START SUPPLIED DATA

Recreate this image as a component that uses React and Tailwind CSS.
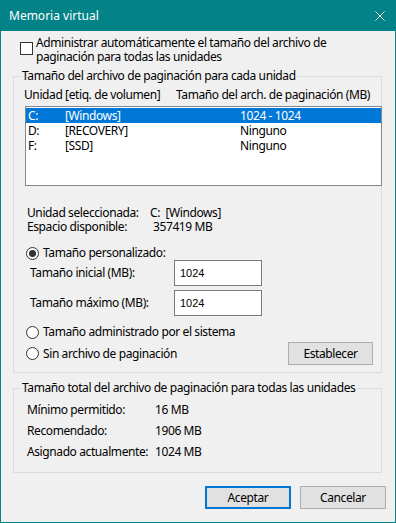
import React from "react";

const FONT = { fontFamily: '"Segoe UI", "Noto Sans", "Open Sans", sans-serif' };

function Radio({ checked }) {
  return (
    <span className="w-[13px] h-[13px] rounded-full border border-[#333333] bg-white flex items-center justify-center shrink-0">
      {checked && <span className="w-[7px] h-[7px] rounded-full bg-[#333333]" />}
    </span>
  );
}

function Btn({ children, def, className = "" }) {
  return (
    <div
      className={
        "h-[23px] w-[86px] flex items-center justify-center bg-[#e1e1e1] text-[12px] text-black " +
        (def ? "border-2 border-[#0078d7] " : "border border-[#adadad] ") +
        className
      }
    >
      {children}
    </div>
  );
}

export default function App() {
  const rows = [
    ["C:", "[Windows]", "1024 - 1024", true],
    ["D:", "[RECOVERY]", "Ninguno", false],
    ["F:", "[SSD]", "Ninguno", false],
  ];
  return (
    <div
      className="w-[396px] h-[523px] bg-[#038387] flex flex-col px-[1px] pb-[1px] text-[12px] text-black whitespace-nowrap tracking-[-0.4px]"
      style={FONT}
    >
      {/* Title bar */}
      <div className="h-[31px] flex items-center text-white shrink-0">
        <span className="ml-[8px] text-[12px] leading-[14px] tracking-normal">Memoria virtual</span>
        <svg className="ml-auto mr-[10px]" width="10" height="10" viewBox="0 0 10 10">
          <path d="M0.5 0.5 L9.5 9.5 M9.5 0.5 L0.5 9.5" stroke="white" strokeWidth="1" fill="none" />
        </svg>
      </div>

      {/* Body */}
      <div className="flex-1 bg-[#f0f0f0] flex flex-col">
        {/* checkbox */}
        <div className="pt-[5px] pl-[19px] flex items-start">
          <span className="mt-[6px] w-[13px] h-[13px] border border-[#333333] bg-white shrink-0" />
          <span className="ml-[3px] leading-[14px]">
            Administrar automáticamente el tamaño del archivo de
            <br />
            paginación para todas las unidades
          </span>
        </div>

        {/* Group 1 */}
        <div className="relative mt-[12px] ml-[12px] w-[369px] h-[297px] border border-[#dcdcdc] flex flex-col">
          <span className="absolute left-[7px] -top-[8px] px-[1px] leading-[14px] bg-[#f0f0f0]">
            Tamaño del archivo de paginación para cada unidad
          </span>
          <div className="pt-[11px] pl-[10px] flex leading-[14px]">
            <span className="w-[152px]">Unidad [etiq. de volumen]</span>
            <span>Tamaño del arch. de paginación (MB)</span>
          </div>
          <div className="mt-[4px] ml-[11px] w-[357px] h-[80px] border border-[#828790] bg-white pt-[1px] flex flex-col">
            {rows.map(([a, b, c, sel]) => (
              <div
                key={a}
                className={
                  "h-[15px] leading-[15px] flex pl-[2px] " +
                  (sel ? "bg-[#0078d7] text-white" : "text-black")
                }
              >
                <span className="w-[37px]">{a}</span>
                <span className="w-[175px]">{b}</span>
                <span>{c}</span>
              </div>
            ))}
          </div>

          <div className="mt-[20px] pl-[13px] flex leading-[14px]">
            <span className="w-[123px]">Unidad seleccionada:</span>
            <span>C:&nbsp; [Windows]</span>
          </div>
          <div className="pl-[13px] flex leading-[14px]">
            <span className="w-[126px]">Espacio disponible:</span>
            <span>357419 MB</span>
          </div>

          <div className="mt-[12px] pl-[12px] flex items-center h-[14px]">
            <Radio checked />
            <span className="ml-[4px] leading-[14px]">Tamaño personalizado:</span>
          </div>
          <div className="pl-[16px] flex items-center h-[26px]">
            <span className="w-[144px]">Tamaño inicial (MB):</span>
            <div
              className="w-[88px] h-[26px] border border-[#7a7a7a] bg-white flex items-center pl-[5px] text-[11px] tracking-normal"
              style={{ fontFamily: '"Liberation Sans", Arial, sans-serif' }}
            >
              1024
            </div>
          </div>
          <div className="mt-[4px] pl-[16px] flex items-center h-[26px]">
            <span className="w-[144px]">Tamaño máximo (MB):</span>
            <div
              className="w-[88px] h-[26px] border border-[#7a7a7a] bg-white flex items-center pl-[5px] text-[11px] tracking-normal"
              style={{ fontFamily: '"Liberation Sans", Arial, sans-serif' }}
            >
              1024
            </div>
          </div>

          <div className="mt-[9px] pl-[12px] flex items-center h-[14px]">
            <Radio />
            <span className="ml-[4px] leading-[14px]">Tamaño administrado por el sistema</span>
          </div>
          <div className="mt-[3px] pl-[12px] flex items-center h-[23px]">
            <Radio />
            <span className="ml-[4px] leading-[14px]">Sin archivo de paginación</span>
            <Btn className="ml-auto mr-[8px] !w-[85px]">Establecer</Btn>
          </div>
        </div>

        {/* Group 2 */}
        <div className="relative mt-[15px] ml-[12px] w-[369px] h-[85px] border border-[#dcdcdc] flex flex-col pt-[10px]">
          <span className="absolute left-[7px] -top-[8px] px-[1px] leading-[14px] bg-[#f0f0f0]">
            Tamaño total del archivo de paginación para todas las unidades
          </span>
          {[
            ["Mínimo permitido:", "16 MB"],
            ["Recomendado:", "1906 MB"],
            ["Asignado actualmente:", "1024 MB"],
          ].map(([l, v]) => (
            <div key={l} className="h-[21px] leading-[21px] pl-[13px] flex">
              <span className="w-[128px]">{l}</span>
              <span>{v}</span>
            </div>
          ))}
        </div>

        {/* Buttons */}
        <div className="mt-[13px] flex justify-end pr-[9px] gap-[9px]">
          <Btn def>Aceptar</Btn>
          <Btn>Cancelar</Btn>
        </div>
      </div>
    </div>
  );
}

END SUPPLIED DATA

PROBLEM TO WORK ON.
Tally the lines of the material above that contain the word "React" and report the total alone.

REPLY TO THE EXERCISE.
2